The benchmark 10-year yield on Monday surged back to nearly the same level seen before the RBI began cutting rates early last year. The authority slashed rates by 125 basis points in 2025 and injected unprecedented liquidity, yet only about 10 per cent of those reductions have flowed through to bond yields. That compares with an average pass-through of 83 per cent in the previous cycles, according to Emkay Global Financial Services Ltd.
“India is having transmission trouble,” said Kaustubh Gupta, chief investment officer for fixed income at Aditya Birla Sun Life AMC. Improving bond-market transmission through liquidity infusion and an increase in money supply will “drive the theme for 2026,” he said, referring to their role in pushing bond yields lower.
The RBI has injected a record ₹14.5 trillion of liquidity since end-December 2024 through cash reserve-ratio cuts, open-market bond purchases and foreign-exchange swaps, according to Kotak Mahindra Bank Ltd. Yet long-term bond yields have barely reacted. The 10-year yield fell just 17 basis points last year, while yields on longer maturities have actually risen. Rates on one-year certificate of deposit rose by 19 basis points in December, the most since Oct. 2023.
Corporate bond borrowing costs reflect the same disconnect.
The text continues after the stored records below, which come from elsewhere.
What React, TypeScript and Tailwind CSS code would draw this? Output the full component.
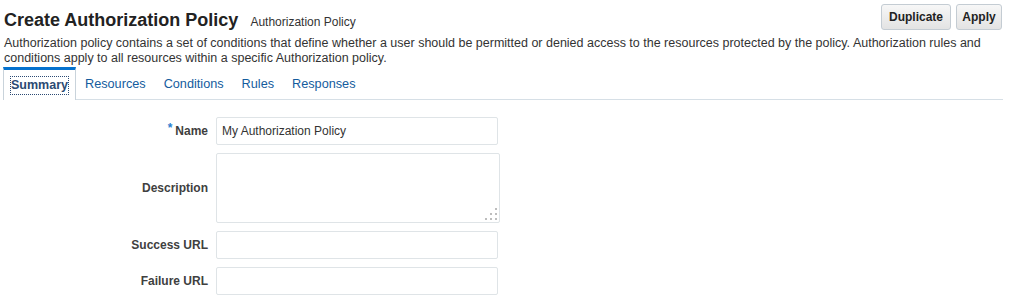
import React from 'react';

const tabs = ['Summary', 'Resources', 'Conditions', 'Rules', 'Responses'];

function Field({ label, required, children }: { label: string; required?: boolean; children: React.ReactNode }) {
  return (
    <div className="flex items-center">
      <div className="w-[208px] text-right text-xs font-bold text-[#404040]">
        {required && <span className="text-[#2b7fd0] relative top-[-3px] mr-[3px]">*</span>}
        {label}
      </div>
      <div className="ml-[8px]">{children}</div>
    </div>
  );
}

export default function App() {
  return (
    <div className="w-[1010px] h-[301px] bg-white overflow-hidden font-['Liberation_Sans',Arial,sans-serif] text-[#333]">
      {/* ── Header ── */}
      <div className="flex items-start justify-between pt-[4px] pl-[4px] pr-[8px]">
        <div className="mt-[5px] flex items-baseline">
          <h1 className="text-[18px] leading-[22px] font-bold text-[#222]">Create Authorization Policy</h1>
          <span className="ml-[12px] text-xs text-[#333]">Authorization Policy</span>
        </div>
        <div className="flex gap-[5px]">
          <button className="w-[70px] h-[26px] rounded-[3px] border border-[#c4ccd3] bg-gradient-to-b from-[#f7f7f7] to-[#e3e3e3] text-xs font-bold text-[#222]">
            Duplicate
          </button>
          <button className="w-[46px] h-[26px] rounded-[3px] border border-[#c4ccd3] bg-gradient-to-b from-[#f7f7f7] to-[#e3e3e3] text-xs font-bold text-[#222]">
            Apply
          </button>
        </div>
      </div>

      <p className="mt-[5px] px-[4px] text-[12.5px] leading-[15px] text-[#333]">
        Authorization policy contains a set of conditions that define whether a user should be permitted or denied access to the resources protected by the policy. Authorization rules and
        <br />
        conditions apply to all resources within a specific Authorization policy.
      </p>

      {/* ── Tabs ── */}
      <div className="mt-[1px] ml-[3px] w-[1000px] flex border-b border-[#d6dfe6]">
        {tabs.map((t, i) =>
          i === 0 ? (
            <div
              key={t}
              className="h-[33px] -mb-[1px] bg-white border-t-[3px] border-t-[#0572ce] border-x border-x-[#c9d3db] px-[7px] flex items-center"
            >
              <span className="text-[12.5px] font-bold text-[#2c4a73] outline-1 outline-dotted outline-[#2c4a73] leading-[17px]">
                {t}
              </span>
            </div>
          ) : (
            <div key={t} className="h-[32px] pt-[3px] px-[9px] flex items-center text-[12.7px] text-[#145c9e]">
              {t}
            </div>
          )
        )}
      </div>

      {/* ── Form ── */}
      <div className="pt-[17px] flex flex-col gap-[8px]">
        <Field label="Name" required>
          <div className="w-[282px] h-[28px] border border-[#dfe4e7] rounded-[2px] px-[5px] flex items-center text-xs text-[#333]">
            My Authorization Policy
          </div>
        </Field>
        <Field label="Description">
          <div className="relative w-[284px] h-[70px] border border-[#dfe4e7] rounded-[2px]">
            <svg className="absolute right-[1px] bottom-[1px]" width="13" height="13" viewBox="0 0 13 13">
              <rect x="10" y="0" width="2" height="2" fill="#bdbdbd" />
              <rect x="5" y="5" width="2" height="2" fill="#bdbdbd" />
              <rect x="10" y="5" width="2" height="2" fill="#bdbdbd" />
              <rect x="0" y="10" width="2" height="2" fill="#bdbdbd" />
              <rect x="5" y="10" width="2" height="2" fill="#bdbdbd" />
              <rect x="10" y="10" width="2" height="2" fill="#bdbdbd" />
            </svg>
          </div>
        </Field>
        <Field label="Success URL">
          <div className="w-[282px] h-[28px] border border-[#dfe4e7] rounded-[2px]" />
        </Field>
        <Field label="Failure URL">
          <div className="w-[282px] h-[28px] border border-[#dfe4e7] rounded-[2px]" />
        </Field>
      </div>
    </div>
  );
}
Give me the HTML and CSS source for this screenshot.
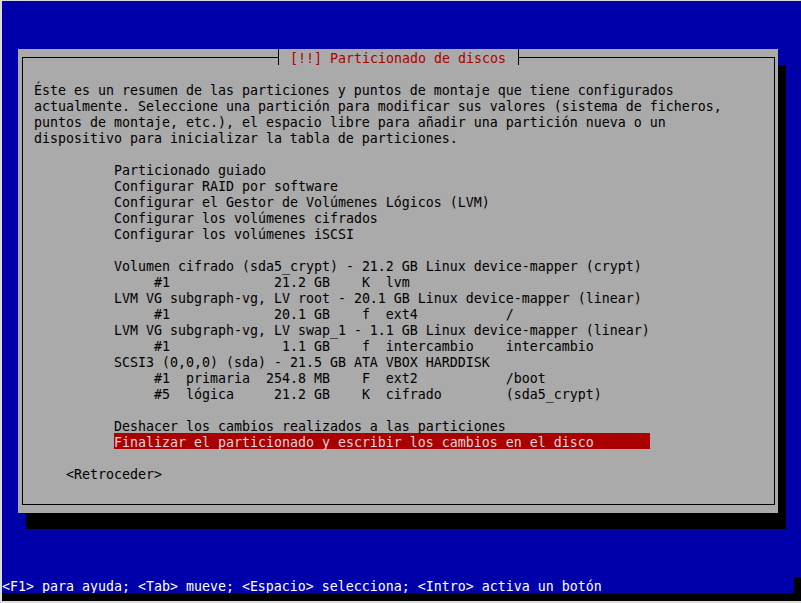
FILE: index.html
```html
<!DOCTYPE html>
<html lang="es">
<head>
    <meta charset="UTF-8">
    <title>Particionado de discos</title>
    <link rel="stylesheet" href="styles.css">
</head>
<body>
    <div class="screen">
        <div class="dialog">
            <div class="frame">
                <div class="title">
                    <span class="tick tick-left"></span>
                    <span class="title-text"> [!!] Particionado de discos </span>
                    <span class="tick tick-right"></span>
                </div>

                <div class="body">
                    <div class="row">Éste es un resumen de las particiones y puntos de montaje que tiene configurados</div>
                    <div class="row">actualmente. Seleccione una partición para modificar sus valores (sistema de ficheros,</div>
                    <div class="row">puntos de montaje, etc.), el espacio libre para añadir una partición nueva o un</div>
                    <div class="row">dispositivo para inicializar la tabla de particiones.</div>
                    <div class="row"> </div>

                    <div class="menu">
                        <div class="row">Particionado guiado</div>
                        <div class="row">Configurar RAID por software</div>
                        <div class="row">Configurar el Gestor de Volúmenes Lógicos (LVM)</div>
                        <div class="row">Configurar los volúmenes cifrados</div>
                        <div class="row">Configurar los volúmenes iSCSI</div>
                        <div class="row"> </div>
                        <div class="row">Volumen cifrado (sda5_crypt) - 21.2 GB Linux device-mapper (crypt)</div>
                        <div class="row">     #1             21.2 GB    K  lvm</div>
                        <div class="row">LVM VG subgraph-vg, LV root - 20.1 GB Linux device-mapper (linear)</div>
                        <div class="row">     #1             20.1 GB    f  ext4           /</div>
                        <div class="row">LVM VG subgraph-vg, LV swap_1 - 1.1 GB Linux device-mapper (linear)</div>
                        <div class="row">     #1              1.1 GB    f  intercambio    intercambio</div>
                        <div class="row">SCSI3 (0,0,0) (sda) - 21.5 GB ATA VBOX HARDDISK</div>
                        <div class="row">     #1  primaria  254.8 MB    F  ext2           /boot</div>
                        <div class="row">     #5  lógica     21.2 GB    K  cifrado        (sda5_crypt)</div>
                        <div class="row"> </div>
                        <div class="row">Deshacer los cambios realizados a las particiones</div>
                        <div class="row selected">Finalizar el particionado y escribir los cambios en el disco</div>
                    </div>

                    <div class="row"> </div>
                    <div class="row buttons">&lt;Retroceder&gt;</div>
                </div>
            </div>
        </div>

        <div class="status">
            <div class="status-text">&lt;F1&gt; para ayuda; &lt;Tab&gt; mueve; &lt;Espacio&gt; selecciona; &lt;Intro&gt; activa un botón</div>
            <div class="status-end"></div>
        </div>
        <div class="bottom-strip"></div>
    </div>
</body>
</html>
```

FILE: styles.css
```css
html, body {
    margin: 0;
    height: 100%;
    overflow: hidden;
}
body {
    background-color: #dcdcdc;
    padding: 1px 0 0 2px;
    box-sizing: border-box;
    font-family: "DejaVu Sans Mono", "Liberation Mono", monospace;
    font-size: 13.29px;   /* 8px por columna */
    line-height: 20px;    /* las filas miden 16px, el texto baja 2px */
}

/* pantalla de 800x600, celdas de 8x16 */
.screen {
    width: 800px;
    height: 600px;
    background-color: #0000aa;
    display: flex;
    flex-direction: column;
}

/* ventana de dialogo: columnas 2..96, filas 3..31 */
.dialog {
    margin: 48px 0 0 16px;
    width: 760px;
    height: 464px;
    background-color: #aaaaaa;
    box-shadow: 8px 16px 0 #000000;
    display: flex;
    flex-direction: column;
    color: #000000;
}

.frame {
    flex: 1;
    margin: 8px 3px 8px 4px;
    border: 1px solid #000000;
}

/* titulo sobre el borde superior */
.title {
    display: flex;
    align-items: flex-start;
    height: 16px;
    margin: -9px 0 0 251px;
}
.tick {
    width: 8px;
    height: 16px;
}
.tick-left {
    background: linear-gradient(to right, transparent 4px, #000 4px, #000 5px, #aaaaaa 5px);
}
.tick-right {
    background: linear-gradient(to right, #aaaaaa 4px, #000 4px, #000 5px, transparent 5px);
}
.title-text {
    height: 16px;
    white-space: pre;
    background-color: #aaaaaa;
    color: #aa0000;
}

.body {
    padding: 16px 0 0 11px;
}

.row {
    height: 16px;
    white-space: pre;
}

.menu {
    margin-left: 80px;
}

.selected {
    width: 536px;
    background-color: #aa0000;
    color: #e2d6d6;
}

.buttons {
    margin-left: 32px;
}

/* linea de ayuda abajo */
.status {
    margin-top: auto;
    display: flex;
    height: 16px;
}
.status-text {
    width: 792px;
    white-space: pre;
    color: #ffffff;
    background-color: #0000aa;
}
.status-end {
    flex: 1;
    background-color: #000000;
}
.bottom-strip {
    height: 8px;
    background-color: #000000;
}
```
State-run Small Industries Development Bank of India paid about 30 basis points more last week to issue a bond maturing in 2029 than it did two months earlier, when it sold a similar-maturing security at a 6.74 per cent coupon.
Reserve Bank of India Governor Sanjay Malhotra recently acknowledged the problem in an interview, saying monetary policy has “limitations” and that the transmission at the longer end of the yield curve remains a challenge. That weak pass-through is keeping funding costs high for both the government and companies, adding strain to an economy already hit by the highest US tariffs in Asia.
The pressure on the rupee has blunted the impact of monetary easing. The RBI’s foreign-exchange operations to support the rupee has drained liquidity from the banking system, weighing on demand for bonds. The RBI has sold about $45 billion in the foreign-exchange market since October, according to Kotak estimates.
Demand for bonds has also waned amid dwindling appetite from key investors such as insurers and pension funds, as insurers face slower sales of assured products and pension funds increase equity allocations following regulatory changes.
Higher bond-fund costs are now prompting firms to turn to bank loans, which are more closely aligned with the policy rate. Power Finance Corp., a frequent issuer, has shelved bond sales three times since November as borrowing costs climbed. The lender instead turned to bank loans, cutting funding costs by 50 to 70 basis points, Chairman and Managing Director Parminder Chopra said last week.
There may be some relief ahead. A potential trade deal with the US in the coming months could ease concerns about the growth outlook and reduce the need for large-scale bond purchases.
For now, investors say further action is likely. Given the current liquidity tightness and continued FX intervention by the RBI, incremental bond purchases are likely in the next few months, said Puneet Pal, head of fixed income at PGIM Asset in Mumbai. “The supply-demand dynamics remain unfavorable. We expect the curve to stay steep.”